All of the listing below must be repeated word for word. Pictures are the only thing to omit.

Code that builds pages
START
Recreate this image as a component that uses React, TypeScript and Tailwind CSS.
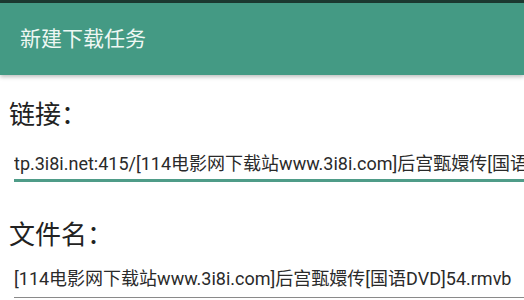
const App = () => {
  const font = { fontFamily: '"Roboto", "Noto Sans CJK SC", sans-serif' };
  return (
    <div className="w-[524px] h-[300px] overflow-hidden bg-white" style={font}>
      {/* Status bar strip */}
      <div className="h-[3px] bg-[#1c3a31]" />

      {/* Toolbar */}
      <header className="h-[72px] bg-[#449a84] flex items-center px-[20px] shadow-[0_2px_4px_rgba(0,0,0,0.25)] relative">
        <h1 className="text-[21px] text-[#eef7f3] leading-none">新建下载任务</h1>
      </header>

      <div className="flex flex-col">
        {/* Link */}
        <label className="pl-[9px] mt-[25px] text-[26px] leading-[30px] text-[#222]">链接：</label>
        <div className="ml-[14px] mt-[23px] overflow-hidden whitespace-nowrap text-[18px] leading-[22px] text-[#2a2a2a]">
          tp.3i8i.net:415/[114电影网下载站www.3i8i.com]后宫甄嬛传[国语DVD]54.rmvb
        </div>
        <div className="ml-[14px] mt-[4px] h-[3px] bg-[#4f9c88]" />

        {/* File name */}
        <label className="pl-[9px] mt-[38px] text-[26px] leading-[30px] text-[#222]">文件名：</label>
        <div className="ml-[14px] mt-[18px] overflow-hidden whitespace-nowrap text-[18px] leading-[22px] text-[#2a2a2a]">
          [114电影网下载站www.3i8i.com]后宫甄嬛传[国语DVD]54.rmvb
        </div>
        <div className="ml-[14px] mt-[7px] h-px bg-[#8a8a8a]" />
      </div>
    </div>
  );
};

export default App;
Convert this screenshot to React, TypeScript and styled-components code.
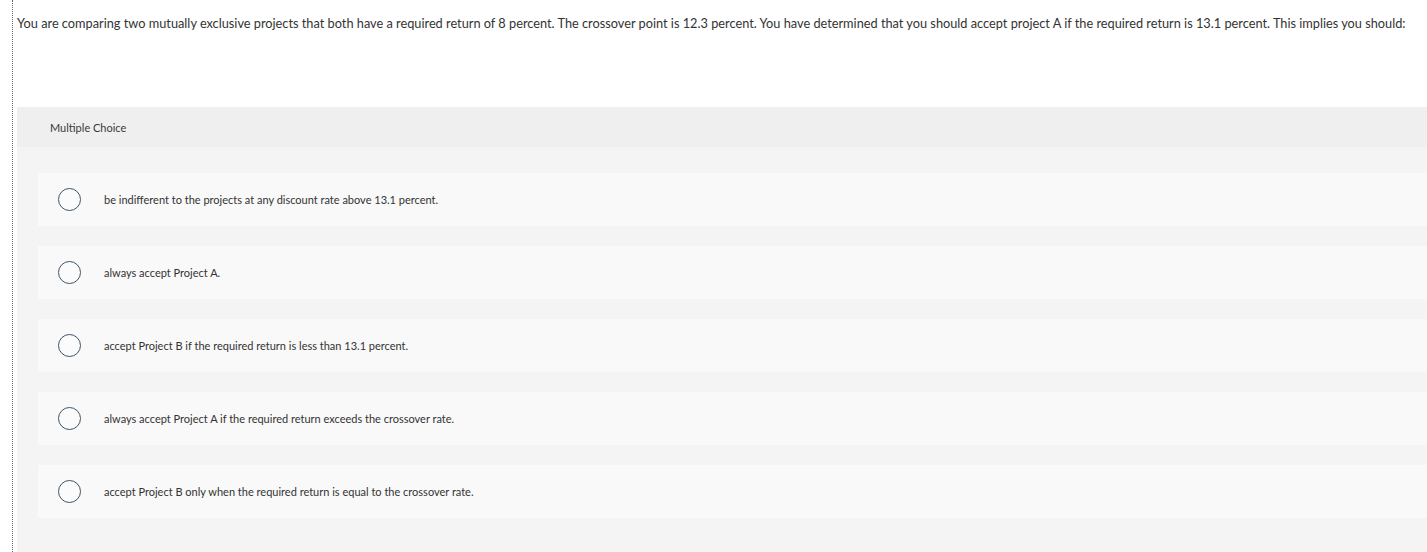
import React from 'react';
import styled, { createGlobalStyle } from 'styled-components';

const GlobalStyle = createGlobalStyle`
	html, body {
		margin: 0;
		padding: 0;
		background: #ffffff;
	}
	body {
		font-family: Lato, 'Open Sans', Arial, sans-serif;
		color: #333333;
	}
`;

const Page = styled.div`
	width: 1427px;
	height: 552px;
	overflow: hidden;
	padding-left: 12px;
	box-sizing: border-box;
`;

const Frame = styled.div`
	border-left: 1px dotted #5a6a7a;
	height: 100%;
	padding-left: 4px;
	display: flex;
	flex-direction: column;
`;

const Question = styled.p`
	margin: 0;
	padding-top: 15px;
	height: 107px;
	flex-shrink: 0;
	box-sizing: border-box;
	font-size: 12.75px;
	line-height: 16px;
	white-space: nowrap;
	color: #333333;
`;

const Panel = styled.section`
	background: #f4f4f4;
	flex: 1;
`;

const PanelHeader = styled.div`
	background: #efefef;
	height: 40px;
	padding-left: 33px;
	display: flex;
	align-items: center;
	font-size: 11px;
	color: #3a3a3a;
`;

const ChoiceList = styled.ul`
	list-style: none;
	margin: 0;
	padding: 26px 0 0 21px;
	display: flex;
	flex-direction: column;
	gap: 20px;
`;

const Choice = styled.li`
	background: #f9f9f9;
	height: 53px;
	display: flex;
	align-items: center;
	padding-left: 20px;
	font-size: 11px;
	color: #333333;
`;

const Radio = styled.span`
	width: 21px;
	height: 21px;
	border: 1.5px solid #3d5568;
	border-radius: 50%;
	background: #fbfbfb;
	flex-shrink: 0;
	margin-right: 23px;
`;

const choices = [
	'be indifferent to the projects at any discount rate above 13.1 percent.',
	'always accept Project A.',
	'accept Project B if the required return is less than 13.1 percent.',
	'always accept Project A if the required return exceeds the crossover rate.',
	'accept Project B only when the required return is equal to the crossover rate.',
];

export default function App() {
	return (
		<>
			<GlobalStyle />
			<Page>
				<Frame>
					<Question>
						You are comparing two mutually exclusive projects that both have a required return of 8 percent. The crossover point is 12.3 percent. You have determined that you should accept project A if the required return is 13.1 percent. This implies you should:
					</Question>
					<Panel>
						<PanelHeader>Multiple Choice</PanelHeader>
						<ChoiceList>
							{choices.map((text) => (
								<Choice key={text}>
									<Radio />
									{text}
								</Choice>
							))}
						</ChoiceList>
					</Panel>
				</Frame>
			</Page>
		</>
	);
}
END
[Solution]
Recreate this image as a component that uses React, TypeScript and Tailwind CSS.
const App = () => {
  const font = { fontFamily: '"Roboto", "Noto Sans CJK SC", sans-serif' };
  return (
    <div className="w-[524px] h-[300px] overflow-hidden bg-white" style={font}>
      {/* Status bar strip */}
      <div className="h-[3px] bg-[#1c3a31]" />

      {/* Toolbar */}
      <header className="h-[72px] bg-[#449a84] flex items-center px-[20px] shadow-[0_2px_4px_rgba(0,0,0,0.25)] relative">
        <h1 className="text-[21px] text-[#eef7f3] leading-none">新建下载任务</h1>
      </header>

      <div className="flex flex-col">
        {/* Link */}
        <label className="pl-[9px] mt-[25px] text-[26px] leading-[30px] text-[#222]">链接：</label>
        <div className="ml-[14px] mt-[23px] overflow-hidden whitespace-nowrap text-[18px] leading-[22px] text-[#2a2a2a]">
          tp.3i8i.net:415/[114电影网下载站www.3i8i.com]后宫甄嬛传[国语DVD]54.rmvb
        </div>
        <div className="ml-[14px] mt-[4px] h-[3px] bg-[#4f9c88]" />

        {/* File name */}
        <label className="pl-[9px] mt-[38px] text-[26px] leading-[30px] text-[#222]">文件名：</label>
        <div className="ml-[14px] mt-[18px] overflow-hidden whitespace-nowrap text-[18px] leading-[22px] text-[#2a2a2a]">
          [114电影网下载站www.3i8i.com]后宫甄嬛传[国语DVD]54.rmvb
        </div>
        <div className="ml-[14px] mt-[7px] h-px bg-[#8a8a8a]" />
      </div>
    </div>
  );
};

export default App;
Convert this screenshot to React, TypeScript and styled-components code.
import React from 'react';
import styled, { createGlobalStyle } from 'styled-components';

const GlobalStyle = createGlobalStyle`
	html, body {
		margin: 0;
		padding: 0;
		background: #ffffff;
	}
	body {
		font-family: Lato, 'Open Sans', Arial, sans-serif;
		color: #333333;
	}
`;

const Page = styled.div`
	width: 1427px;
	height: 552px;
	overflow: hidden;
	padding-left: 12px;
	box-sizing: border-box;
`;

const Frame = styled.div`
	border-left: 1px dotted #5a6a7a;
	height: 100%;
	padding-left: 4px;
	display: flex;
	flex-direction: column;
`;

const Question = styled.p`
	margin: 0;
	padding-top: 15px;
	height: 107px;
	flex-shrink: 0;
	box-sizing: border-box;
	font-size: 12.75px;
	line-height: 16px;
	white-space: nowrap;
	color: #333333;
`;

const Panel = styled.section`
	background: #f4f4f4;
	flex: 1;
`;

const PanelHeader = styled.div`
	background: #efefef;
	height: 40px;
	padding-left: 33px;
	display: flex;
	align-items: center;
	font-size: 11px;
	color: #3a3a3a;
`;

const ChoiceList = styled.ul`
	list-style: none;
	margin: 0;
	padding: 26px 0 0 21px;
	display: flex;
	flex-direction: column;
	gap: 20px;
`;

const Choice = styled.li`
	background: #f9f9f9;
	height: 53px;
	display: flex;
	align-items: center;
	padding-left: 20px;
	font-size: 11px;
	color: #333333;
`;

const Radio = styled.span`
	width: 21px;
	height: 21px;
	border: 1.5px solid #3d5568;
	border-radius: 50%;
	background: #fbfbfb;
	flex-shrink: 0;
	margin-right: 23px;
`;

const choices = [
	'be indifferent to the projects at any discount rate above 13.1 percent.',
	'always accept Project A.',
	'accept Project B if the required return is less than 13.1 percent.',
	'always accept Project A if the required return exceeds the crossover rate.',
	'accept Project B only when the required return is equal to the crossover rate.',
];

export default function App() {
	return (
		<>
			<GlobalStyle />
			<Page>
				<Frame>
					<Question>
						You are comparing two mutually exclusive projects that both have a required return of 8 percent. The crossover point is 12.3 percent. You have determined that you should accept project A if the required return is 13.1 percent. This implies you should:
					</Question>
					<Panel>
						<PanelHeader>Multiple Choice</PanelHeader>
						<ChoiceList>
							{choices.map((text) => (
								<Choice key={text}>
									<Radio />
									{text}
								</Choice>
							))}
						</ChoiceList>
					</Panel>
				</Frame>
			</Page>
		</>
	);
}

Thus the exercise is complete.